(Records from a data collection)
- - - -
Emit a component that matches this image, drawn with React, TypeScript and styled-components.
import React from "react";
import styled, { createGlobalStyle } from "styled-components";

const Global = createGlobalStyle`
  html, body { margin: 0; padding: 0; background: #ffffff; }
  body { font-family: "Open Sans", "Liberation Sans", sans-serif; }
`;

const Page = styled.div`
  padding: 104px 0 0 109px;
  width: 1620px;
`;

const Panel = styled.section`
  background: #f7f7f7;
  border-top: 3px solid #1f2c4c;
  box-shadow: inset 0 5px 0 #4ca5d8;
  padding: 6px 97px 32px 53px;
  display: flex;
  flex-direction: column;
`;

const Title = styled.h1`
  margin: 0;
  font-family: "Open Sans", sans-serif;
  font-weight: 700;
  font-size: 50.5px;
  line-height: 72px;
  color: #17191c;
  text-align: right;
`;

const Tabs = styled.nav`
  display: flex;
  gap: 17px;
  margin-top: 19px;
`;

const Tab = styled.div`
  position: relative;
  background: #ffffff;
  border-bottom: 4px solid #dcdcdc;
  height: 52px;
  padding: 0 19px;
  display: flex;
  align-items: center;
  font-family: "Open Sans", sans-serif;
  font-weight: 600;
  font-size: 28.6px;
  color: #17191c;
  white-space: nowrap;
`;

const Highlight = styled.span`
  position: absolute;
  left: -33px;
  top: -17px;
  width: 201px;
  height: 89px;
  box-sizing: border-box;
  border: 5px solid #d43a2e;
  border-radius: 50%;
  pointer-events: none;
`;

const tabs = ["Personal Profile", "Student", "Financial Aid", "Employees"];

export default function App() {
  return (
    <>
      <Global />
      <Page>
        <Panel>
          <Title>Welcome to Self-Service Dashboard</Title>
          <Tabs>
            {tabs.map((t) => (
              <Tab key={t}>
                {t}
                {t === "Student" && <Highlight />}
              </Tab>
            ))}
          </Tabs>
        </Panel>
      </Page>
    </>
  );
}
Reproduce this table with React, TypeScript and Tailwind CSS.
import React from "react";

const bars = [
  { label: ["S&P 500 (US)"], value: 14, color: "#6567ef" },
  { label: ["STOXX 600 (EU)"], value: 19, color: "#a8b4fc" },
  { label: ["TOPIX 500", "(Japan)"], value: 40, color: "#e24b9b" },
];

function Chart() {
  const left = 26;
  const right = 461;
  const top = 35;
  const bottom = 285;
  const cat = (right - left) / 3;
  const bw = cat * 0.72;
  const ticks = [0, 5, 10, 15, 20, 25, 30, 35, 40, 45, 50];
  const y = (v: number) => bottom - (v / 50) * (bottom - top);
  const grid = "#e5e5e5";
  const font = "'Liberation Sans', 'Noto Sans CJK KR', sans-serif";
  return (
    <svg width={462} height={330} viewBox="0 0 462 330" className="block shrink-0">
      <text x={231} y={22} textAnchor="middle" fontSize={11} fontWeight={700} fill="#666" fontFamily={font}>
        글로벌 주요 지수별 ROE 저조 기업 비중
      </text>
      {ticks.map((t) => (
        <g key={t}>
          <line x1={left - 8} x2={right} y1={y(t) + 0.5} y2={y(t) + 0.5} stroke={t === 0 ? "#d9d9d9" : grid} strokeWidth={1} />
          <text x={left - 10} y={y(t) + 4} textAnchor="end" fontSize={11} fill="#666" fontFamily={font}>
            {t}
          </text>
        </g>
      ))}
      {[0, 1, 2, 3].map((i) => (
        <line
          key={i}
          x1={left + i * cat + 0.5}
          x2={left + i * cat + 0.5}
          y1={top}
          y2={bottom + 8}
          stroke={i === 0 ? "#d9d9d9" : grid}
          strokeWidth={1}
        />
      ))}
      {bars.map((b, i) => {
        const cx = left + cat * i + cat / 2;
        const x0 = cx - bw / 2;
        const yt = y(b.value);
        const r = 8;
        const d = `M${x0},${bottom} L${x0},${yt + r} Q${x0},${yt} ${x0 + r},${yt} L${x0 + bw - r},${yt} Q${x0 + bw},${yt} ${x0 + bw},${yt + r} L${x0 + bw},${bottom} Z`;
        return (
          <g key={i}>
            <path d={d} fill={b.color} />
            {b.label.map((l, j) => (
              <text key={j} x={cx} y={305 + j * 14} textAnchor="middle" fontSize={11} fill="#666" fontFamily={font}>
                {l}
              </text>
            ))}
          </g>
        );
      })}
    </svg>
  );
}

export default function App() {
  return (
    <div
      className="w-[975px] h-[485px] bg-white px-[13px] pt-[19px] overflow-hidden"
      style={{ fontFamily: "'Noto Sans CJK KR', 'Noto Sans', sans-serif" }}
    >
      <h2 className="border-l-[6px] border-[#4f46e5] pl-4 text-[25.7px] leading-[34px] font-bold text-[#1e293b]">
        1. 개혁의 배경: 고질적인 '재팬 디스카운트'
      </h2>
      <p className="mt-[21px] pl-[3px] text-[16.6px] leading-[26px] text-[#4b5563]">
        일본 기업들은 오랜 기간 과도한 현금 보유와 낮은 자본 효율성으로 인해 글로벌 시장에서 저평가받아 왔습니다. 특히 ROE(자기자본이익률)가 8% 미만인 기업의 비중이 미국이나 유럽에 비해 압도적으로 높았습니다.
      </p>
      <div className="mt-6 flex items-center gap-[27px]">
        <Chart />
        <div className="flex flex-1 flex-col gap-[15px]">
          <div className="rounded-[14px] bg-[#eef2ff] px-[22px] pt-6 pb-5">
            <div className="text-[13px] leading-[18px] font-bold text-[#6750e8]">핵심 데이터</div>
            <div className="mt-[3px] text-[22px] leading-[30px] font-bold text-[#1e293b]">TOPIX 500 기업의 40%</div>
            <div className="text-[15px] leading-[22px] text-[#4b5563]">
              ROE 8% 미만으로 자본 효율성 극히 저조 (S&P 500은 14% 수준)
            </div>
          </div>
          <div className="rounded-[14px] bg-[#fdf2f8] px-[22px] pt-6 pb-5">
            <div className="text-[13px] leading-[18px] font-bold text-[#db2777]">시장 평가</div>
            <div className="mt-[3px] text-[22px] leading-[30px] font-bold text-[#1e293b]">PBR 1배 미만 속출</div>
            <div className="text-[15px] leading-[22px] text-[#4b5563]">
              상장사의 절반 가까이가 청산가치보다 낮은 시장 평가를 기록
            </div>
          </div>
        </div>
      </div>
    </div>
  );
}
- - - -
THE PROBLEM: Repeat each record exactly. Omit nothing.

TASK ANSWER:
Emit a component that matches this image, drawn with React, TypeScript and styled-components.
import React from "react";
import styled, { createGlobalStyle } from "styled-components";

const Global = createGlobalStyle`
  html, body { margin: 0; padding: 0; background: #ffffff; }
  body { font-family: "Open Sans", "Liberation Sans", sans-serif; }
`;

const Page = styled.div`
  padding: 104px 0 0 109px;
  width: 1620px;
`;

const Panel = styled.section`
  background: #f7f7f7;
  border-top: 3px solid #1f2c4c;
  box-shadow: inset 0 5px 0 #4ca5d8;
  padding: 6px 97px 32px 53px;
  display: flex;
  flex-direction: column;
`;

const Title = styled.h1`
  margin: 0;
  font-family: "Open Sans", sans-serif;
  font-weight: 700;
  font-size: 50.5px;
  line-height: 72px;
  color: #17191c;
  text-align: right;
`;

const Tabs = styled.nav`
  display: flex;
  gap: 17px;
  margin-top: 19px;
`;

const Tab = styled.div`
  position: relative;
  background: #ffffff;
  border-bottom: 4px solid #dcdcdc;
  height: 52px;
  padding: 0 19px;
  display: flex;
  align-items: center;
  font-family: "Open Sans", sans-serif;
  font-weight: 600;
  font-size: 28.6px;
  color: #17191c;
  white-space: nowrap;
`;

const Highlight = styled.span`
  position: absolute;
  left: -33px;
  top: -17px;
  width: 201px;
  height: 89px;
  box-sizing: border-box;
  border: 5px solid #d43a2e;
  border-radius: 50%;
  pointer-events: none;
`;

const tabs = ["Personal Profile", "Student", "Financial Aid", "Employees"];

export default function App() {
  return (
    <>
      <Global />
      <Page>
        <Panel>
          <Title>Welcome to Self-Service Dashboard</Title>
          <Tabs>
            {tabs.map((t) => (
              <Tab key={t}>
                {t}
                {t === "Student" && <Highlight />}
              </Tab>
            ))}
          </Tabs>
        </Panel>
      </Page>
    </>
  );
}
Reproduce this table with React, TypeScript and Tailwind CSS.
import React from "react";

const bars = [
  { label: ["S&P 500 (US)"], value: 14, color: "#6567ef" },
  { label: ["STOXX 600 (EU)"], value: 19, color: "#a8b4fc" },
  { label: ["TOPIX 500", "(Japan)"], value: 40, color: "#e24b9b" },
];

function Chart() {
  const left = 26;
  const right = 461;
  const top = 35;
  const bottom = 285;
  const cat = (right - left) / 3;
  const bw = cat * 0.72;
  const ticks = [0, 5, 10, 15, 20, 25, 30, 35, 40, 45, 50];
  const y = (v: number) => bottom - (v / 50) * (bottom - top);
  const grid = "#e5e5e5";
  const font = "'Liberation Sans', 'Noto Sans CJK KR', sans-serif";
  return (
    <svg width={462} height={330} viewBox="0 0 462 330" className="block shrink-0">
      <text x={231} y={22} textAnchor="middle" fontSize={11} fontWeight={700} fill="#666" fontFamily={font}>
        글로벌 주요 지수별 ROE 저조 기업 비중
      </text>
      {ticks.map((t) => (
        <g key={t}>
          <line x1={left - 8} x2={right} y1={y(t) + 0.5} y2={y(t) + 0.5} stroke={t === 0 ? "#d9d9d9" : grid} strokeWidth={1} />
          <text x={left - 10} y={y(t) + 4} textAnchor="end" fontSize={11} fill="#666" fontFamily={font}>
            {t}
          </text>
        </g>
      ))}
      {[0, 1, 2, 3].map((i) => (
        <line
          key={i}
          x1={left + i * cat + 0.5}
          x2={left + i * cat + 0.5}
          y1={top}
          y2={bottom + 8}
          stroke={i === 0 ? "#d9d9d9" : grid}
          strokeWidth={1}
        />
      ))}
      {bars.map((b, i) => {
        const cx = left + cat * i + cat / 2;
        const x0 = cx - bw / 2;
        const yt = y(b.value);
        const r = 8;
        const d = `M${x0},${bottom} L${x0},${yt + r} Q${x0},${yt} ${x0 + r},${yt} L${x0 + bw - r},${yt} Q${x0 + bw},${yt} ${x0 + bw},${yt + r} L${x0 + bw},${bottom} Z`;
        return (
          <g key={i}>
            <path d={d} fill={b.color} />
            {b.label.map((l, j) => (
              <text key={j} x={cx} y={305 + j * 14} textAnchor="middle" fontSize={11} fill="#666" fontFamily={font}>
                {l}
              </text>
            ))}
          </g>
        );
      })}
    </svg>
  );
}

export default function App() {
  return (
    <div
      className="w-[975px] h-[485px] bg-white px-[13px] pt-[19px] overflow-hidden"
      style={{ fontFamily: "'Noto Sans CJK KR', 'Noto Sans', sans-serif" }}
    >
      <h2 className="border-l-[6px] border-[#4f46e5] pl-4 text-[25.7px] leading-[34px] font-bold text-[#1e293b]">
        1. 개혁의 배경: 고질적인 '재팬 디스카운트'
      </h2>
      <p className="mt-[21px] pl-[3px] text-[16.6px] leading-[26px] text-[#4b5563]">
        일본 기업들은 오랜 기간 과도한 현금 보유와 낮은 자본 효율성으로 인해 글로벌 시장에서 저평가받아 왔습니다. 특히 ROE(자기자본이익률)가 8% 미만인 기업의 비중이 미국이나 유럽에 비해 압도적으로 높았습니다.
      </p>
      <div className="mt-6 flex items-center gap-[27px]">
        <Chart />
        <div className="flex flex-1 flex-col gap-[15px]">
          <div className="rounded-[14px] bg-[#eef2ff] px-[22px] pt-6 pb-5">
            <div className="text-[13px] leading-[18px] font-bold text-[#6750e8]">핵심 데이터</div>
            <div className="mt-[3px] text-[22px] leading-[30px] font-bold text-[#1e293b]">TOPIX 500 기업의 40%</div>
            <div className="text-[15px] leading-[22px] text-[#4b5563]">
              ROE 8% 미만으로 자본 효율성 극히 저조 (S&P 500은 14% 수준)
            </div>
          </div>
          <div className="rounded-[14px] bg-[#fdf2f8] px-[22px] pt-6 pb-5">
            <div className="text-[13px] leading-[18px] font-bold text-[#db2777]">시장 평가</div>
            <div className="mt-[3px] text-[22px] leading-[30px] font-bold text-[#1e293b]">PBR 1배 미만 속출</div>
            <div className="text-[15px] leading-[22px] text-[#4b5563]">
              상장사의 절반 가까이가 청산가치보다 낮은 시장 평가를 기록
            </div>
          </div>
        </div>
      </div>
    </div>
  );
}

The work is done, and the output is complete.